Harga pupuk urea yang dibayar petani selalu
diperhitungkan sama dengan harga subsidi pemerintah pada kondisi efektif.
Padahal kenyataan di lapangan tidak seperti itu. Beberapa hasil riset
menunjukkan hanya sekitar 10 persen petani yang membawa gabah ke penggilingan
(Gapoktan) kemudian menjual dalam bentuk beras, sisanya menjual gabah kepada
pengepul. Artinya, HPP memang penting untuk menjamin kesejahteraan petani,
tentu dengan asumsi marketable surplus masih besar.
Untuk HET, jelas dengan besaran Rp 9.500 apalagi RP
9.000 sudah dapat dikatakan tidak efektif.
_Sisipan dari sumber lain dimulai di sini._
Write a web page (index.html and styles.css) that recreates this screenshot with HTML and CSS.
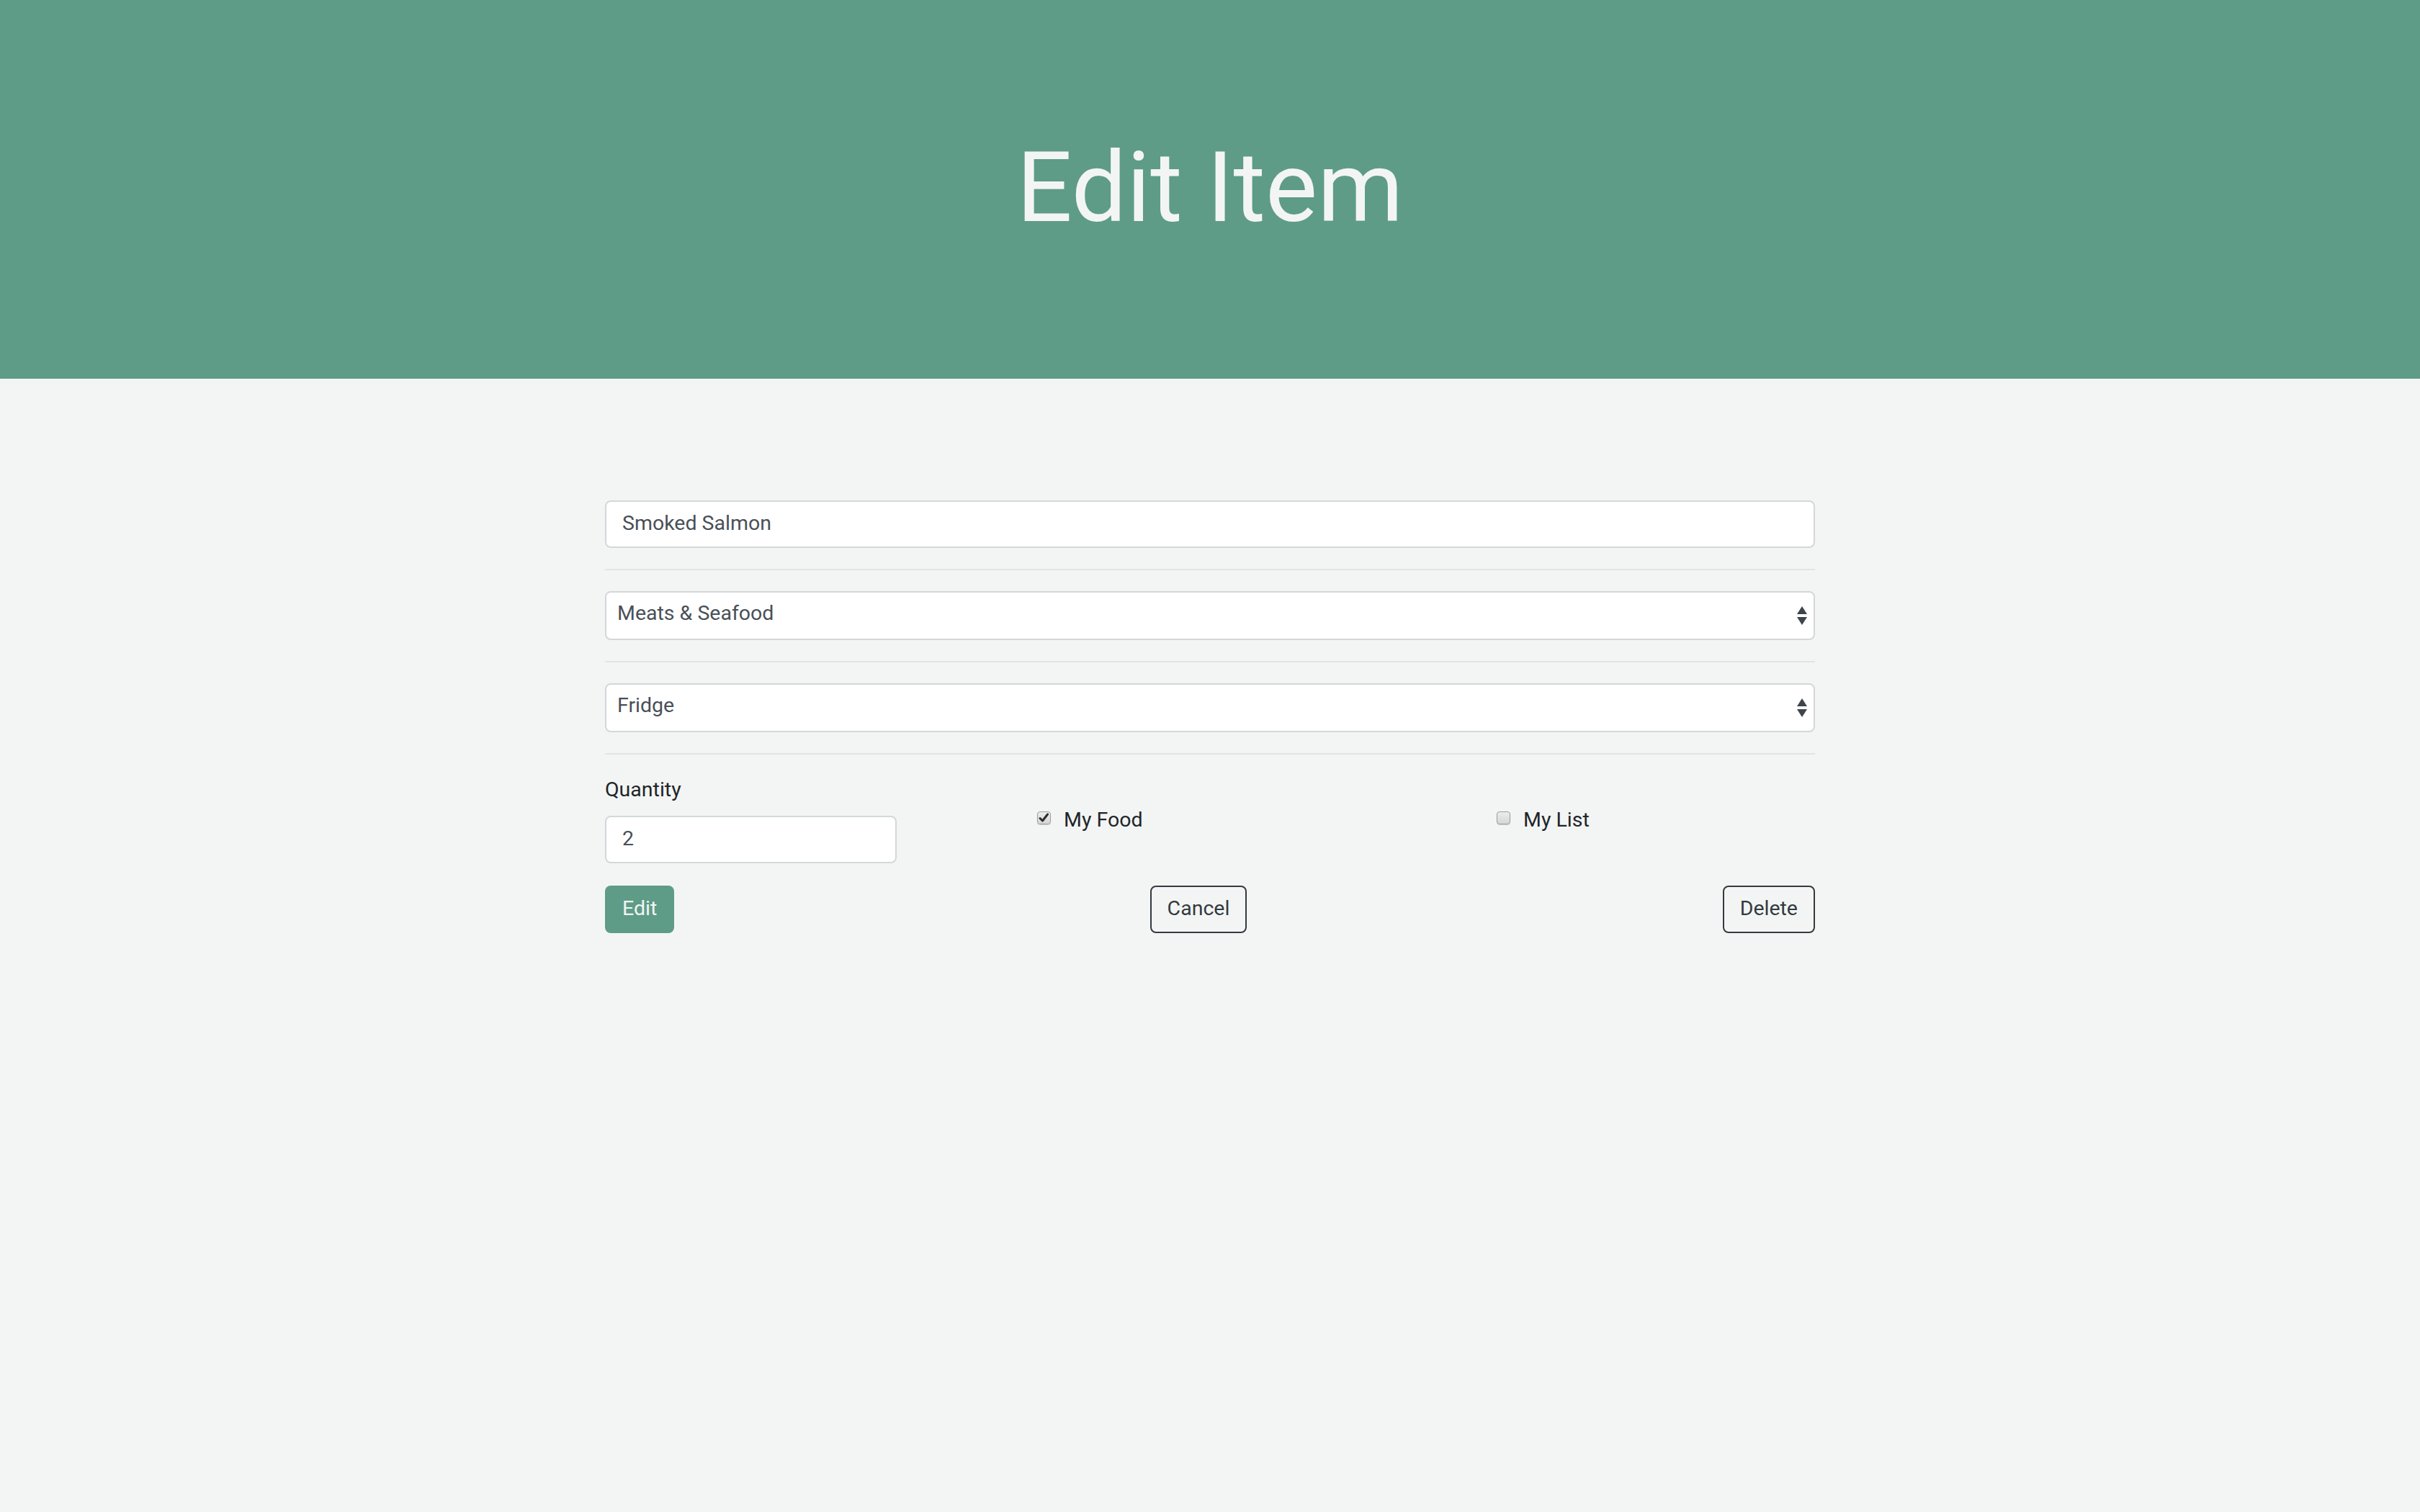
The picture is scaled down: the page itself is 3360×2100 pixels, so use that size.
FILE: index.html
```html
<!DOCTYPE html>
<html lang="en">
<head>
<meta charset="utf-8">
<title>Edit Item</title>
<link rel="stylesheet" href="styles.css">
</head>
<body>
<header class="hero">
  <h1 class="hero-title">Edit Item</h1>
</header>
<main class="container">
  <form class="item-form">
    <input class="field text-field" type="text" value="Smoked Salmon">
    <hr class="divider">
    <div class="select-wrap">
      <select class="field select-field"><option>Meats &amp; Seafood</option></select>
      <svg class="select-arrows" width="14" height="27" viewBox="0 0 14 27"><path d="M0 11 L7 0 L14 11 Z" fill="#3f454b"/><path d="M0 15 L14 15 L7 26 Z" fill="#3f454b"/></svg>
    </div>
    <hr class="divider">
    <div class="select-wrap">
      <select class="field select-field"><option>Fridge</option></select>
      <svg class="select-arrows" width="14" height="27" viewBox="0 0 14 27"><path d="M0 11 L7 0 L14 11 Z" fill="#3f454b"/><path d="M0 15 L14 15 L7 26 Z" fill="#3f454b"/></svg>
    </div>
    <hr class="divider">
    <div class="details">
      <div class="qty-group">
        <label class="qty-label">Quantity</label>
        <input class="field qty-input" type="text" value="2">
      </div>
      <label class="check">
        <span class="check-box">
          <svg width="15" height="14" viewBox="0 0 15 14"><path d="M2 7.5 L5.5 11 L12.5 2" fill="none" stroke="#2e2e2e" stroke-width="3" stroke-linecap="round" stroke-linejoin="round"/></svg>
        </span>
        <span class="check-text">My Food</span>
      </label>
      <label class="check">
        <span class="check-box"></span>
        <span class="check-text">My List</span>
      </label>
    </div>
    <div class="actions">
      <button type="button" class="btn btn-primary">Edit</button>
      <button type="button" class="btn btn-outline">Cancel</button>
      <button type="button" class="btn btn-outline">Delete</button>
    </div>
  </form>
</main>
</body>
</html>
```
FILE: styles.css
```css
* { box-sizing: border-box; }

html, body {
  margin: 0;
  padding: 0;
}

body {
  background: #f3f5f4;
  font-family: Roboto, "Liberation Sans", sans-serif;
  color: #212529;
  min-height: 2100px;
}

.hero {
  background: #5e9c87;
  height: 526px;
  display: flex;
  align-items: center;
  justify-content: center;
  padding-bottom: 4px;
}

.hero-title {
  margin: 0;
  font-size: 136px;
  font-weight: 400;
  line-height: 1.2;
  color: #f3f5f4;
}

.container {
  width: 1680px;
  margin: 0 auto;
  padding-top: 169px;
}

.item-form {
  display: flex;
  flex-direction: column;
}

.field {
  display: block;
  width: 100%;
  font-family: Roboto, "Liberation Sans", sans-serif;
  font-size: 28.5px;
  color: #495057;
  background: #ffffff;
  border: 2px solid #d3d7da;
  border-radius: 8px;
  outline: none;
  margin: 0;
}

.text-field {
  height: 66px;
  padding: 0 22px 4px;
}

.divider {
  height: 0;
  border: 0;
  border-top: 2px solid #e1e4e4;
  margin: 29px 0;
  width: 100%;
}

.select-wrap {
  position: relative;
}

.select-field {
  appearance: none;
  -webkit-appearance: none;
  height: 68px;
  padding: 0 40px 7px 15px;
}

.select-arrows {
  position: absolute;
  right: 11px;
  top: 50%;
  margin-top: -13px;
}

.details {
  display: grid;
  grid-template-columns: 600px 638px 1fr;
  align-items: center;
}

.qty-group {
  display: flex;
  flex-direction: column;
}

.qty-label {
  font-size: 28.5px;
  line-height: 40px;
  color: #212529;
  margin-bottom: 16px;
}

.qty-input {
  width: 405px;
  height: 66px;
  padding: 0 22px 4px;
}

.check {
  display: flex;
  align-items: center;
  gap: 18px;
  font-size: 28.5px;
  line-height: 45px;
  color: #212529;
}

.check-box {
  width: 19px;
  height: 18px;
  border: 1.5px solid #9c9c9c;
  border-radius: 4px;
  background: linear-gradient(#ececec, #d6d6d6);
  box-shadow: 0 1px 1px rgba(0,0,0,0.15);
  display: flex;
  align-items: center;
  justify-content: center;
  margin-top: -4px;
}

.actions {
  display: flex;
  justify-content: space-between;
  margin-top: 31px;
}

.btn {
  height: 66px;
  padding: 0 22px 3px;
  font-family: Roboto, "Liberation Sans", sans-serif;
  font-size: 28.5px;
  border-radius: 8px;
  border: 2px solid transparent;
  cursor: pointer;
}

.btn-primary {
  background: #5e9c87;
  color: #f3f5f4;
}

.btn-outline {
  background: transparent;
  border-color: #343a40;
  color: #343a40;
}
```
Dari publikasi BPS tentang harga
beras di kota-kota Indonesia atau dari publikasi Bank Indonesia yang dapat
dengan mudah diakses melalui smartphone menunjukkan harga beras IR (64) di
pasar-pasar eceran Jakarta, yang dilaporkan untuk kelas 1, 2 atau 3 berkisar
dari hampir Rp 12.000 sampai dengan RP 9.700.
Kalau diasumsikan pangsa pasar beras di luar ritel
modern ini yang masih mendominasi, berarti implementasi HET tidak terjadi di
lapangan. Di beberapa negara, saat kondisi ini terjadi konsumen dapat
melaporkan kepada otoritas setempat, sehingga akan segera ada tindak lanjut
dari Pemerintah. Bagaimana dengan di Indonesia?
Selain itu pemerintah dalam ketetapannya menghitung
HET beras (petani) di penggilingan sebesar Rp 7.300/kg. Bila HET dikonsumen
sebesar Rp 9.500/kg saja, berarti bagian yang diterima petani lebih dari 75%.
Ini sudah mengalahkan kondisi terbaik bagian yang diterima petani di Amerika
Serikat (AS). Sehingga besaran HET ini tentu secara serius perlu dikaji ulang.